BEGIN Provided material
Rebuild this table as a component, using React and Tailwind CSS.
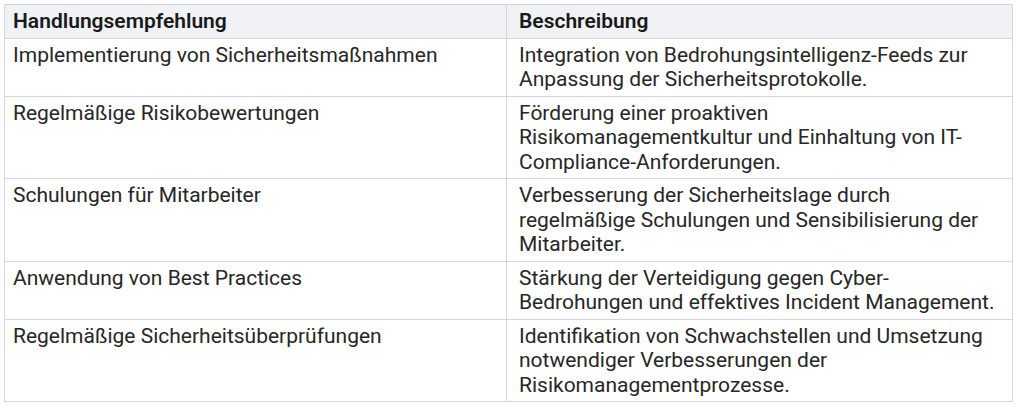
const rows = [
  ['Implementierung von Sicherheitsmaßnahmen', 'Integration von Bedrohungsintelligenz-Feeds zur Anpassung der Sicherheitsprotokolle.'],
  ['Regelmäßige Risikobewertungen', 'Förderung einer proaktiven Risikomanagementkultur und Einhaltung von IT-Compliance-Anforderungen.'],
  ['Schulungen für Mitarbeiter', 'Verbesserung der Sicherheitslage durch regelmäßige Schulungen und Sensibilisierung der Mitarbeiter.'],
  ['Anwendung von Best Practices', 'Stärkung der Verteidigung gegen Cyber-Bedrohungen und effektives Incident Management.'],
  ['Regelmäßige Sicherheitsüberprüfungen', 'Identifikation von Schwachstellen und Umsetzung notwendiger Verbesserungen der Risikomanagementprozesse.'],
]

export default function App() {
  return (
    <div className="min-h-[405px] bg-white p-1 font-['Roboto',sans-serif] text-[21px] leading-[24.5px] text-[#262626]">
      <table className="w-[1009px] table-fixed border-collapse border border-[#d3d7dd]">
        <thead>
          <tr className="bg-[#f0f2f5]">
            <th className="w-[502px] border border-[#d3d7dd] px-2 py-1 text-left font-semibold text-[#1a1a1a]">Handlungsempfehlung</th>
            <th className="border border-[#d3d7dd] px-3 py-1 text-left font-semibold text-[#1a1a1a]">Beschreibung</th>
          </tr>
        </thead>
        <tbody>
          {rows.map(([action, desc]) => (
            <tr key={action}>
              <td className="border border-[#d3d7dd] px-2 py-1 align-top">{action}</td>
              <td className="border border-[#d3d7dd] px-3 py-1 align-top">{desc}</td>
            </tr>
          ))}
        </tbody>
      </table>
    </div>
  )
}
END Provided material
*Short exercise*. Output the material word for word, omitting its pictures.

*Written solution*.
Rebuild this table as a component, using React and Tailwind CSS.
const rows = [
  ['Implementierung von Sicherheitsmaßnahmen', 'Integration von Bedrohungsintelligenz-Feeds zur Anpassung der Sicherheitsprotokolle.'],
  ['Regelmäßige Risikobewertungen', 'Förderung einer proaktiven Risikomanagementkultur und Einhaltung von IT-Compliance-Anforderungen.'],
  ['Schulungen für Mitarbeiter', 'Verbesserung der Sicherheitslage durch regelmäßige Schulungen und Sensibilisierung der Mitarbeiter.'],
  ['Anwendung von Best Practices', 'Stärkung der Verteidigung gegen Cyber-Bedrohungen und effektives Incident Management.'],
  ['Regelmäßige Sicherheitsüberprüfungen', 'Identifikation von Schwachstellen und Umsetzung notwendiger Verbesserungen der Risikomanagementprozesse.'],
]

export default function App() {
  return (
    <div className="min-h-[405px] bg-white p-1 font-['Roboto',sans-serif] text-[21px] leading-[24.5px] text-[#262626]">
      <table className="w-[1009px] table-fixed border-collapse border border-[#d3d7dd]">
        <thead>
          <tr className="bg-[#f0f2f5]">
            <th className="w-[502px] border border-[#d3d7dd] px-2 py-1 text-left font-semibold text-[#1a1a1a]">Handlungsempfehlung</th>
            <th className="border border-[#d3d7dd] px-3 py-1 text-left font-semibold text-[#1a1a1a]">Beschreibung</th>
          </tr>
        </thead>
        <tbody>
          {rows.map(([action, desc]) => (
            <tr key={action}>
              <td className="border border-[#d3d7dd] px-2 py-1 align-top">{action}</td>
              <td className="border border-[#d3d7dd] px-3 py-1 align-top">{desc}</td>
            </tr>
          ))}
        </tbody>
      </table>
    </div>
  )
}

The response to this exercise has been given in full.